O maior impasse está na AAAS, que não era exigência na época da oferta do poço e passou a ser exigida pelo Ibama na última negativa, em maio de 2023. Fontes na Petrobras informam que uma AAAS é uma avaliação complexa, que pode levar anos até ser concluída e que não há no Brasil nenhuma avaliação deste tipo que tenha sido aprovada. Quando as áreas foram licitadas, havia um entendimento de que o parecer de outros órgãos competentes poderia substituir a AAAS.
Diante da negativa do Ibama em 17 de maio deste ano, a Petrobras fez um pedido de reconsideração no dia 25 de maio. Em julho, o ministro de Minas e Energia, Alexandre Silveira, solicitou à Advocacia Geral da União (AGU) um parecer sobre a questão, e a resposta veio nesta terça-feira, 23 de agosto.
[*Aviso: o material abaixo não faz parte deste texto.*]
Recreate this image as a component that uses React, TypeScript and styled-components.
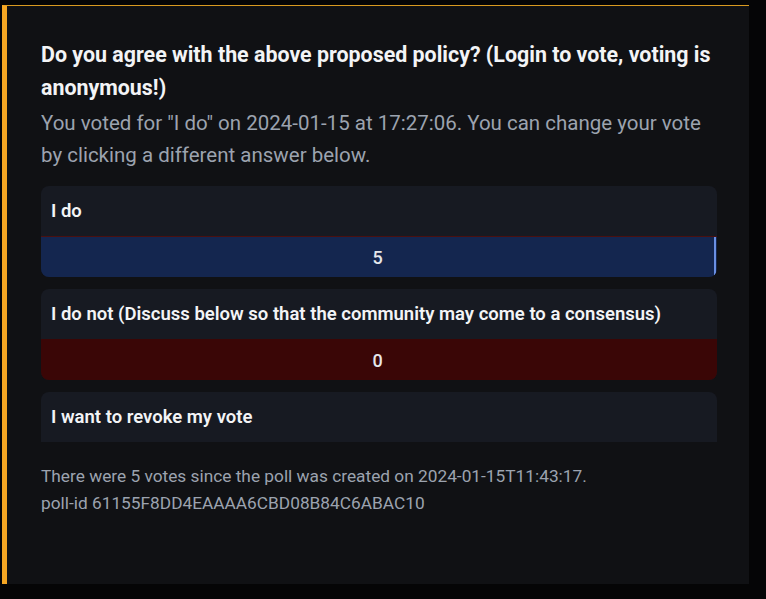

O órgão entendeu que a AAAS não é necessária nem pode ser obstáculo para a obtenção do licenciamento ambiental para atividades de exploração e produção de petróleo no Brasil. Na prática, o parecer da AGU se mostra favorável ao Ministério de Minas e Energia (MME) e à Petrobras.
Apesar de aumentar a pressão sobre o Ibama, o parecer da AGU não tem força para liberar o licenciamento. Esta prerrogativa é exclusiva do órgão ambiental, que pode novamente negar o pedido. A ministra do Meio Ambiente e Mudança do Clima, Marina Silva, já declarou várias vezes que as decisões do Ibama são técnicas e não políticas. Ela voltou a defender o caráter técnico nesta quarta-feira, 24 de agosto, após divulgação do parecer da AGU.
Além da Petrobras e do ministro do MME Alexandre Silveira, o próprio presidente Luiz Inácio Lula da Silva já deu declarações favoráveis à exploração de petróleo na região. Nesta quarta-feira, 23 de agosto, o Instituto Brasileiro de Petróleo e Gás (IBP) também divulgou posicionamento reiterando o parecer da AGU.
Por outro lado, o Ibama conta com respaldo de organizações ambientais como o Greenpeace Brasil. Na última segunda-feira, o Ministério Público Federal do Amapá (MPF – AP) se posicionou alinhado ao Ibama ao apontar os riscos ambientais das atividades na região e mencionou a ausência da AAAS para avaliação dos impactos. Na decisão, o MPF – AP determinou prazo de dez dias úteis para que o Ibama se posicionasse sobre o pedido de reconsideração da Petrobras.
A exploração na Foz do Amazonas é considerada muito importante pela Petrobras e demais agentes da indústria porque as atuais reservas de petróleo brasileiras devem começar a entrar em declínio a partir da próxima década. Para manter a produtividade, é necessário buscar novas fronteiras exploratórias. E a região da Foz do Amazonas é entendida como um grande potencial por conta do sucesso das atividades na Guiana, em uma área muito próxima e com características geológicas bastante parecidas com as da Foz do Amazonas brasileira. Lá, foram encontradas grandes reservas de óleo e gás, com estimativa de 1 bilhão de barris. As características geológicas da Foz do Amazonas brasileira são muito parecidas também com as de Gana, na África, onde também foram encontradas grandes reservas de óleo e gás.